Ex Aldus Partner Scorches Deutsche Bank

     DALLAS (CN) - A former partner with defunct private equity firm Aldus Capital accuses Deutsche Bank of helping Aldus founder Saul Meyer in a massive "pay-to-play" kickback scheme involving politically connected people and public pension funds.
     Marcus Antoinne Taylor sued the Deutsche Bank, DBAH Capital LLC and DB Investment Managers in Federal Court.
     Dallas-based Aldus folded in 2010 amid allegations of securities fraud against Meyer, who pleaded guilty in December 2012 in New York County Supreme Court. He admitted wrongfully obtaining kickbacks on investments for the New York State Common Retirement Fund, New Mexico State Investment Council and New Mexico Educational Retirement Board.
     DBAH Capital had acquired a controlling interest in Aldus in 2006.
     "Rather than comply with its fiduciary duties to Mr. Taylor as Aldus' controlling member, Deutsche Bank instead placed profits over the law, and actively assisted Mr. Meyer's illegal conduct even after Mr. Taylor warned Deutsche Bank that Mr. Meyer was accepting illegal 'pay-to-play' kickbacks from a disgraced private equity placement agent named Marc Correra," the new complaint states.
     "When Mr. Taylor opted to leave Aldus rather than associate himself with Aldus' illicit investment schemes, Deutsche Bank tortiously interfered with Mr. Taylor's separation agreement with Aldus by encouraging still more illegal Aldus investments, which ultimately caused the company's downfall."
     Taylor claims Deutsche Bank had known for years of Correra's illegal activity by the time New York Governor Andrew Cuomo - then the New York attorney general - indicted Meyer for the scheme.

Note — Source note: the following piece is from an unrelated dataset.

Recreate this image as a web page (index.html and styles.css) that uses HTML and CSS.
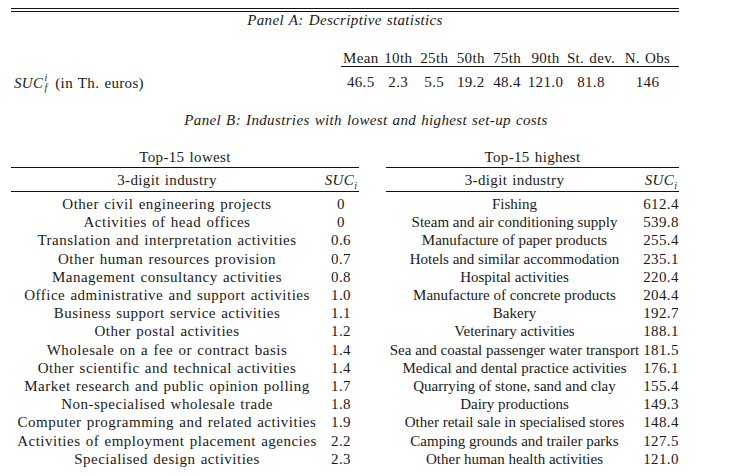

The SEC also charged Aldus Partners and Meyer in 2009.
     Correra served as campaign fund raiser for former New Mexico Governor Bill Richardson and Meyer used him as a third-party placement agent to gain access to the highly competitive public pension market in return for a typical 2 percent fee. "For Aldus, the average capital commitment to a private equity fund was approximately $25 million," the complaint states. "Thus, the average fee for placement agents representing private equity funds that received capital commitments from Aldus was $500,000."
     Taylor claims that in 2005, Meyer formed close relationships with Correra and Hank Morris, chief campaign fund raiser for New York State Comptroller Alan Hevesi, who had sole discretion over the state's $120 billion public pension retirement fund. "Unbeknowst to the other Aldus partners, Mr. Meyer began systematically diverting most of his investment recommendations for both New York Retirement and New Mexico Retirement toward private equity funds that were represented by" the placement agents, the complaint states.
     "Because private equity fund candidates were not required to disclose placement agent representation, Aldus' other partners and pension fund employees had no idea that Mr. Meyer's investment recommendations were directly enriching" the agents by tens of millions of dollars, according to the lawsuit.
     Taylor claims Morris made more than $19 million in placement fees and Correra more than $22 million, mostly from investment decisions made by Meyer.
     Taylor says he quit in 2007 after Aldus was taken over because he was unwilling to participate in securities law violations.
     "To be sure, the fact that Deutsche Bank required Aldus to reinstate Mr. Meyer even after being told of his illegal conduct emboldened Mr. Meyer," the complaint states. "After his reinstatement, he continued to steer investments toward private equity funds represented by" the placement agents.
     Taylor says that when the firm was closed in February 2010, it defaulted on more than $4 million it owed him under a separation agreement.
     He claims he has suffered "extreme reputational damage" due to his association with the firm. He says he was about to secure an investment of up to $10 million in a new private equity consulting firm he was setting up when it was terminated after Meyer's indictment.
     "In the years since, Mr. Taylor has found it impossible to raise capital for any new venture or even find employment in the financial services sector," the complaint states. "The stain of his association with Aldus and Deutsche Bank has ruined his reputation and prospects for a career as an investment advisor for public pension funds."
     Deutsche Bank did not respond to a request for comment Wednesday.
     In 2010, a class of investors sued several investment firms, including Aldus , accusing them of losing an entire $40 million investment from the New Mexico Educational Retirement Fund.
     Taylor seeks actual damages and punitive damages for fraud, fraudulent inducement, breach of fiduciary duty, tortious interference, conspiracy, and aiding and abetting.
     He is represented by Todd Harlow with Cowles Thompson.